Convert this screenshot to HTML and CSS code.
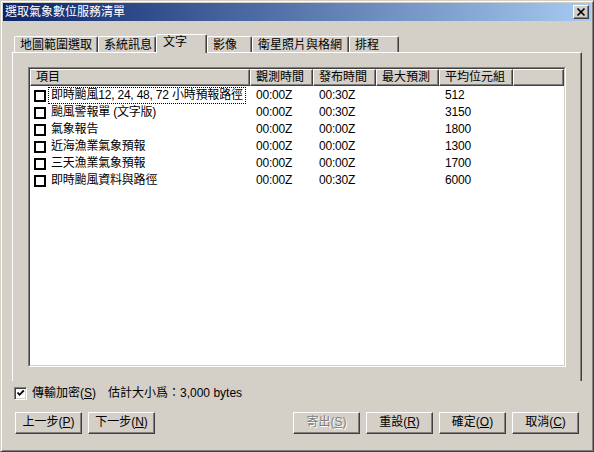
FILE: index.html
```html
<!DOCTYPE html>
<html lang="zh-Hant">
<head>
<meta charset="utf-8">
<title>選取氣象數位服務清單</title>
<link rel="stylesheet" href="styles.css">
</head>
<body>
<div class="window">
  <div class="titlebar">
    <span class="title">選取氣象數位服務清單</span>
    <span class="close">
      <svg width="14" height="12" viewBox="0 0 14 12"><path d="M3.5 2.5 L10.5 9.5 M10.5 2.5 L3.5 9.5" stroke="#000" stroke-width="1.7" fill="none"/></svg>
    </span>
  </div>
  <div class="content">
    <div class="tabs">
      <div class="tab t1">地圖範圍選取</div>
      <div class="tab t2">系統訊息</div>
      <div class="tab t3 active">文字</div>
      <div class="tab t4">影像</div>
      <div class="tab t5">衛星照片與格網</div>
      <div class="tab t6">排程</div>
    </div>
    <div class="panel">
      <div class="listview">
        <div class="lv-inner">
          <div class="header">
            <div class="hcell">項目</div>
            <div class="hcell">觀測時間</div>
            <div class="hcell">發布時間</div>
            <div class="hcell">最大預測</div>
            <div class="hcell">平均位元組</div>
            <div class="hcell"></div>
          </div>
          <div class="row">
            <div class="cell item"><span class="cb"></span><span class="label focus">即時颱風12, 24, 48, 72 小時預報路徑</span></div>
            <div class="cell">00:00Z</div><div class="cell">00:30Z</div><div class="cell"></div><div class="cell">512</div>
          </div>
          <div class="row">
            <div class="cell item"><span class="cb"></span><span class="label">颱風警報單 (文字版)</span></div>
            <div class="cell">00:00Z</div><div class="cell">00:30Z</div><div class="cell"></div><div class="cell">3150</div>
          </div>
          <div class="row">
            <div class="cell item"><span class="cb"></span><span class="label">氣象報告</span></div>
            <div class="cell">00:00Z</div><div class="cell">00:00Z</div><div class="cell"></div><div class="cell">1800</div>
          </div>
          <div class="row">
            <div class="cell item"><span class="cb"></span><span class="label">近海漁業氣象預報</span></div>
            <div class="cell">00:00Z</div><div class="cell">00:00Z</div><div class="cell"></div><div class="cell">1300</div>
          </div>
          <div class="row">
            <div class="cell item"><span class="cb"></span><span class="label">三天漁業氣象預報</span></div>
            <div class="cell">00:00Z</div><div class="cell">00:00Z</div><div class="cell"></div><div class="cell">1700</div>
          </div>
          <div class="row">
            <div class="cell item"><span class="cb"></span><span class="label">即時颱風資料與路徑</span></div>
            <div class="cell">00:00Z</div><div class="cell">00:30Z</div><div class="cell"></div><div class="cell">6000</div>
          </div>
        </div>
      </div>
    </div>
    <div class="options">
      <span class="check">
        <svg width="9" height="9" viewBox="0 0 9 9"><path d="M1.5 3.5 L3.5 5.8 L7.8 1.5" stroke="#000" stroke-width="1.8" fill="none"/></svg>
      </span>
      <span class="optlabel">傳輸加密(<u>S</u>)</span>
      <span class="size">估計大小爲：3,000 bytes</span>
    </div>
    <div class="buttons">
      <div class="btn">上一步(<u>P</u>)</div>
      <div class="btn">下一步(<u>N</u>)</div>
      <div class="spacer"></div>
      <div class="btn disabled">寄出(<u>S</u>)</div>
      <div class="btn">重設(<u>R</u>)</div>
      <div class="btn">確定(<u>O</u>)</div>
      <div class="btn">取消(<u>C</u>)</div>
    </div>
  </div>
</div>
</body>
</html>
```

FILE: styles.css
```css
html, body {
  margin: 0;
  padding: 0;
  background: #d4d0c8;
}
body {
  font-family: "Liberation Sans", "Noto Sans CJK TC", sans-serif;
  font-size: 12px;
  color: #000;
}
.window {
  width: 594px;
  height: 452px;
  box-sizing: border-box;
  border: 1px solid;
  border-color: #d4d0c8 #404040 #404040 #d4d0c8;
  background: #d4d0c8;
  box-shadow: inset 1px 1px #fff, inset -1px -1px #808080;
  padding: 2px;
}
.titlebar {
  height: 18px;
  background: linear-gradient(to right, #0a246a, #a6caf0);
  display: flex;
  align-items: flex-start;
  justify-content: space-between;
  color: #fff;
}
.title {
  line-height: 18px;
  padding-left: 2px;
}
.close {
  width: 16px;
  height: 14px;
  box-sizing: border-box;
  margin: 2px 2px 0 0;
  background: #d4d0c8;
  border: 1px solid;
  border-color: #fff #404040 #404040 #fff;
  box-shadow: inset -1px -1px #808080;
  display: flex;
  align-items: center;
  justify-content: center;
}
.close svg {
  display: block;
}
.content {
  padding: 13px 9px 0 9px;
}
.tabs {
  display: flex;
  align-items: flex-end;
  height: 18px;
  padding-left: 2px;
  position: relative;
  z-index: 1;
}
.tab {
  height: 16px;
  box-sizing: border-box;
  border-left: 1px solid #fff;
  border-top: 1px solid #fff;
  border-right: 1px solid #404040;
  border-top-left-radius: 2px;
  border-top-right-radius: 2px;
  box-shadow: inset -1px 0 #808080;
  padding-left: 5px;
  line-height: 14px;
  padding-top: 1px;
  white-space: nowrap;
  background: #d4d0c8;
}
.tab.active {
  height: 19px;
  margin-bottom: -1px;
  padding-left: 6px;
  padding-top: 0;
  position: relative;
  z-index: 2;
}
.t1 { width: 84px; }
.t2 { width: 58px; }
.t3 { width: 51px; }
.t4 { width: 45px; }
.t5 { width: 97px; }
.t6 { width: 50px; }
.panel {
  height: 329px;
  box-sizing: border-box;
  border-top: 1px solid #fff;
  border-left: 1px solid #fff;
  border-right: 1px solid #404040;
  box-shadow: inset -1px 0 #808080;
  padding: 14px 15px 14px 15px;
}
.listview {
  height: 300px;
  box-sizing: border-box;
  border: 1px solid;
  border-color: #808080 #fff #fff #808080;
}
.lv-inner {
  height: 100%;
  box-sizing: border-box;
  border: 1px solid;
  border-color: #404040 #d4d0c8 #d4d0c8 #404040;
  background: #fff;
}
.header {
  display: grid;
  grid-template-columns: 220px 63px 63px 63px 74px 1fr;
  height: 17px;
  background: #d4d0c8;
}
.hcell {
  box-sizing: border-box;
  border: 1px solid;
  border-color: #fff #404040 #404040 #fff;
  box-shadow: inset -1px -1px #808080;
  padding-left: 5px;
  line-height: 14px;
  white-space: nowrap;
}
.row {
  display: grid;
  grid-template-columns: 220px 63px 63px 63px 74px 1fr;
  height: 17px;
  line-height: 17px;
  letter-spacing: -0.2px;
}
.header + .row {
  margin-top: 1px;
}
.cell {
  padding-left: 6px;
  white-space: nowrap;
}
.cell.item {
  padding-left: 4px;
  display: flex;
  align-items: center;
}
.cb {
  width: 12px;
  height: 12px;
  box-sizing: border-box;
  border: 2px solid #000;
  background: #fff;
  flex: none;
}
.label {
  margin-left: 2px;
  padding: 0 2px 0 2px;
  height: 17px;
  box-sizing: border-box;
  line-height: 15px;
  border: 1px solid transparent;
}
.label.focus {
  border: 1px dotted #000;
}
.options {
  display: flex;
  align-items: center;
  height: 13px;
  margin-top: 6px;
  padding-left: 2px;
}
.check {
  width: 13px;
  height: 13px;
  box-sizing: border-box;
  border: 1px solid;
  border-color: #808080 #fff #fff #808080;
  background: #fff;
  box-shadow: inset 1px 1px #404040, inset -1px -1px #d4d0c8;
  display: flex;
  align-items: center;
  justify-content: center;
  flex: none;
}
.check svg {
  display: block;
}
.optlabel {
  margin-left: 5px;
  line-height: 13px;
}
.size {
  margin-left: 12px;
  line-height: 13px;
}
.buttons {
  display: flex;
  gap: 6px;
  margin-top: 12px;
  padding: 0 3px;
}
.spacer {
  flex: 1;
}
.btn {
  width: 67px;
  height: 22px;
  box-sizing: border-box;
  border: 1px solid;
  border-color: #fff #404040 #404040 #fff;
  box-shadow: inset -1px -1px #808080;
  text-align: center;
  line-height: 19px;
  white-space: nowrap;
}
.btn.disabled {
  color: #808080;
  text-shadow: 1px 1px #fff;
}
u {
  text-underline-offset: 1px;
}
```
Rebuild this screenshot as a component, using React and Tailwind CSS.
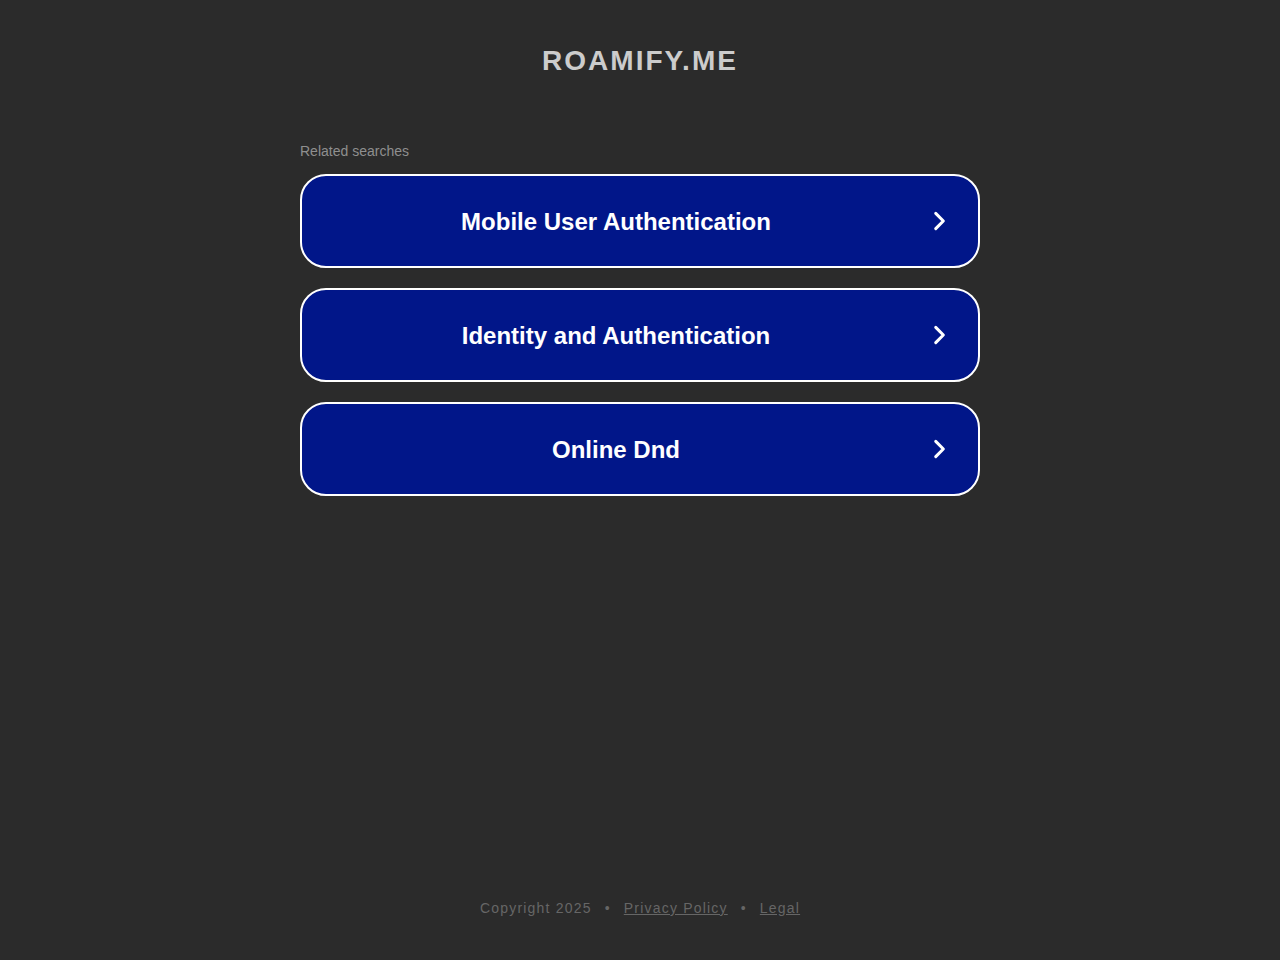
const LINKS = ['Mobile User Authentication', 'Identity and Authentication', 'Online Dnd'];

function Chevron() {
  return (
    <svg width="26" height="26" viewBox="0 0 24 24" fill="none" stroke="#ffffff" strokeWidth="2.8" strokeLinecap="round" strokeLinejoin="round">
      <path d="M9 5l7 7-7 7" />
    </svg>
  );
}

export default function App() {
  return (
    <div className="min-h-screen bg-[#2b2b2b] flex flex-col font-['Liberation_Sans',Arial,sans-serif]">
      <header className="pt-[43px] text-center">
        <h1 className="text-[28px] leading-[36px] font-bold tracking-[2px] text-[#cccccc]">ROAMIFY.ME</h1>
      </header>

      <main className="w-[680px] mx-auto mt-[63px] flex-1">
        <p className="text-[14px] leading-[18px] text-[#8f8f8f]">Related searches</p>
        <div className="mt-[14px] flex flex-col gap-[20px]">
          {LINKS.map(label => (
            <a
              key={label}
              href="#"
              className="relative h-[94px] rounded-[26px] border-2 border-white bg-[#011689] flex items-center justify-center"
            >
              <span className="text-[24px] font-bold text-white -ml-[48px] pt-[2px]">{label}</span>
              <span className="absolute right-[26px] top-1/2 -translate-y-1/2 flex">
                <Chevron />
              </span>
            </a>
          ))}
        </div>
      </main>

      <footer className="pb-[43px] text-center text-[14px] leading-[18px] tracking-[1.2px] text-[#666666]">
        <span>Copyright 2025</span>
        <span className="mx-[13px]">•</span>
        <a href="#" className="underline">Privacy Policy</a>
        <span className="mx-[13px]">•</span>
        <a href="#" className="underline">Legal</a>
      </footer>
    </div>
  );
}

### WORK TO DO
Skip the pictures. Set down only the lines from the one containing "Rebuild this screenshot" through the one containing "const LINKS = ['Mobile", exactly as they appear, ends included.

### THE RESPONSE
Rebuild this screenshot as a component, using React and Tailwind CSS.
const LINKS = ['Mobile User Authentication', 'Identity and Authentication', 'Online Dnd'];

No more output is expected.